Bashabi Fraser (poems) and Hermann Rodrigues (photographs)
(Luath Press, 2012); pbk, £9.99
There are some startling and beautiful images from the much-exhibited photographer Hermann Rodrigues in Rags and Reels. Visual and Poetic Stories of Migration and Diaspora, his collaboration with poet Bashabi Fraser. There’s an elderly Sikh, bearded and turbaned in a bright blue tartan jacket, holding his ceremonial scabbard. A sitar player poses in her sari on an ornate rug spread on a tussocked rise on Arthur’s Seat in Edinburgh, the wind in her hair. Two colourfully-clad young Pakistani women are framed by an entryway to Hopetoun House. Children kneel and explore inside the Hindu Temple in Leith, with its posters of Krishna and Ganesh, and its gold trappings. There is an Asian shopkeeper, a Stornoway doctor getting married, kids at weddings, couples who’ve been settled in Scotland for several decades, proud parents at graduations, variousprofessional people, monks, priests, politicians, golfers, restaurateurs. If you want a sampling of just how multicultural Scotland has become, look no further than the photographs in this book, which record and celebrate all sorts of Asian-Scots hybridity, in the persons and histories of the New Scots here documented. Facing these images in a sequence of poems by Bashabi Fraser.

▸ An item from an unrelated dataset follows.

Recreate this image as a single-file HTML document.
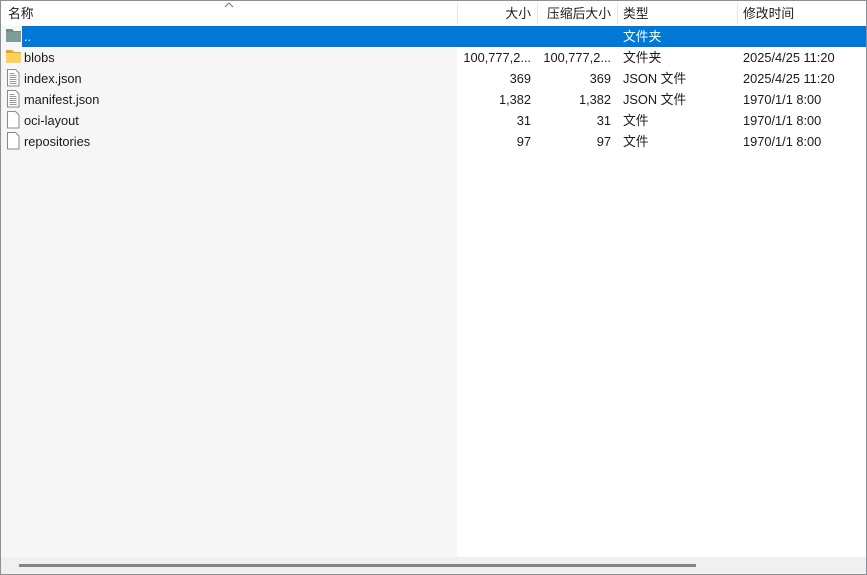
<!DOCTYPE html>
<html><head><meta charset="utf-8"><style>
*{margin:0;padding:0;box-sizing:border-box}
body{width:867px;height:575px;background:#fff;font-family:"Liberation Sans","Noto Sans CJK SC",sans-serif;font-size:12.8px;color:#1a1a1a;position:relative;overflow:hidden}
.frame{position:absolute;left:0;top:0;width:867px;height:575px;border:1px solid #8b9099}
.namebg{position:absolute;left:1px;top:26px;width:456px;height:531px;background:#f6f6f6}
.hdr{position:absolute;top:1px;height:25px;line-height:25px}
.sep{position:absolute;top:3px;width:1px;height:21px;background:#e5e5e5}
.row{position:absolute;left:1px;width:865px;height:21px;line-height:22px}
.c{position:absolute;white-space:nowrap}
.sel{position:absolute;left:22px;top:26px;width:844px;height:21px;background:#0078d7}
.sb{position:absolute;left:1px;top:557px;width:865px;height:17px;background:#f0f0f0}
.thumb{position:absolute;left:19px;top:564px;width:677px;height:3px;background:#858585}
</style></head><body>
<div class="namebg"></div>
<div class="hdr c" style="left:8px">名称</div>
<svg style="position:absolute;left:224px;top:2px" width="10" height="6"><path d="M1 5L5 1L9 5" fill="none" stroke="#777" stroke-width="1"/></svg>
<div class="hdr c" style="right:336px">大小</div>
<div class="hdr c" style="right:256px">压缩后大小</div>
<div class="hdr c" style="left:623px">类型</div>
<div class="hdr c" style="left:743px">修改时间</div>
<div class="sep" style="left:457px"></div>
<div class="sep" style="left:537px"></div>
<div class="sep" style="left:617px"></div>
<div class="sep" style="left:737px"></div>
<div class="sel"></div>
<svg style="position:absolute;left:5px;top:28px" width="17" height="15"><path d="M1 1h6l2 2h7v11H1z" fill="#6f8f86"/><rect x="1" y="4" width="15" height="10" fill="#7f9c9a"/></svg>
<svg style="position:absolute;left:5px;top:49px" width="17" height="15"><path d="M1 1h6l2 2h7v11H1z" fill="#e8a722"/><rect x="1" y="4" width="15" height="10" fill="#fcd15a"/></svg>
<svg style="position:absolute;left:7px;top:69px" width="13" height="18"><path d="M.5 .5h8l3.5 3.5v13H.5z" fill="#fff" stroke="#8a8a8a"/><path d="M2.5 4.5h5M2.5 6.5h7M2.5 8.5h7M2.5 10.5h7M2.5 12.5h7M2.5 14.5h7" stroke="#999" stroke-width="1"/></svg>
<svg style="position:absolute;left:7px;top:90px" width="13" height="18"><path d="M.5 .5h8l3.5 3.5v13H.5z" fill="#fff" stroke="#8a8a8a"/><path d="M2.5 4.5h5M2.5 6.5h7M2.5 8.5h7M2.5 10.5h7M2.5 12.5h7M2.5 14.5h7" stroke="#999" stroke-width="1"/></svg>
<svg style="position:absolute;left:7px;top:111px" width="13" height="18"><path d="M.5 .5h8l3.5 3.5v13H.5z" fill="#fff" stroke="#8a8a8a"/></svg>
<svg style="position:absolute;left:7px;top:132px" width="13" height="18"><path d="M.5 .5h8l3.5 3.5v13H.5z" fill="#fff" stroke="#8a8a8a"/></svg>
<div class="row" style="top:26px;color:#fff"><span class="c" style="left:23px">..</span><span class="c" style="left:622px">文件夹</span></div>
<div class="row" style="top:47px"><span class="c" style="left:23px">blobs</span><span class="c" style="right:335px">100,777,2...</span><span class="c" style="right:255px">100,777,2...</span><span class="c" style="left:622px">文件夹</span><span class="c" style="left:742px">2025/4/25 11:20</span></div>
<div class="row" style="top:68px"><span class="c" style="left:23px">index.json</span><span class="c" style="right:335px">369</span><span class="c" style="right:255px">369</span><span class="c" style="left:622px">JSON 文件</span><span class="c" style="left:742px">2025/4/25 11:20</span></div>
<div class="row" style="top:89px"><span class="c" style="left:23px">manifest.json</span><span class="c" style="right:335px">1,382</span><span class="c" style="right:255px">1,382</span><span class="c" style="left:622px">JSON 文件</span><span class="c" style="left:742px">1970/1/1 8:00</span></div>
<div class="row" style="top:110px"><span class="c" style="left:23px">oci-layout</span><span class="c" style="right:335px">31</span><span class="c" style="right:255px">31</span><span class="c" style="left:622px">文件</span><span class="c" style="left:742px">1970/1/1 8:00</span></div>
<div class="row" style="top:131px"><span class="c" style="left:23px">repositories</span><span class="c" style="right:335px">97</span><span class="c" style="right:255px">97</span><span class="c" style="left:622px">文件</span><span class="c" style="left:742px">1970/1/1 8:00</span></div>
<div class="sb"></div>
<div class="thumb"></div>
<div class="frame"></div>
</body></html>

One touching image and poem pairing appears on pages 30 and 31, where the poem is titled “A Mirror Image Through Time”. Two separate photographs have been spliced: one taken at the outset of a marriage when the bride and groom were very young, the other a more recent shot, with the same partners in late middle age. The pose is the same in both pictures. The figures are, of course, fuller. The bride’s older expression has lost its earlier neutrality and now seems satisfied and humorous. The groom’s expression retains its original good natured smile. What interests and amuses Fraser in her accompanying poem, is how “Western masculinity still prevails, / Only more pronounced now in the tartan shirt / And the tweed cap, while the woman / Retains the pride of tradition” with “her intricate / Embroidery draping her eastern confidence”. The point of interest here is the balance of individual assimilations to the host culture’s dress codes. The wife has made no concessions at all and has kept her customary dress. Her husband, by contrast, could pass for a local Scotsman, were it not for his colour and features. This fascinating mix of conservative cultural retention and sartorial accommodation occurs within one marriage of long standing; what we encounter here is “a continuity that only history / Will understand in its persistent repetition.”
Dress is one meeting point of east and west, food another. On pages 72 and 73, we come across a beaming chef. In his left hand he holds a packaged haggis, and in his right, its ingredients on a large dinnerplate. The comic poem, “Suruchi for Guid Taste”, is subtitled “A menu ye cannae beat“, and presented in Lothian Scots. In this restaurant, we “find the brawest o’ the East / In a by-ordiner feast”, “Salmon tikka grillit wi spice”, “Sonsie dauds o’ jalfrezie chicken / Dentie herbs on sappie on praans” – all this, “In a menu that stan’s oot / For being cannie and quirkie.”
This isn’t a bad description of the book itself – canny and quirky. The poems are affectionate, wise and judicious. They have a way of drawing a reader in, to a shared world in which difference is a source of pleasure and reflection. Neither the pictures nor the poems are mere illustrations one of the other. They get along on equal terms, as do the varied cultures they celebrate.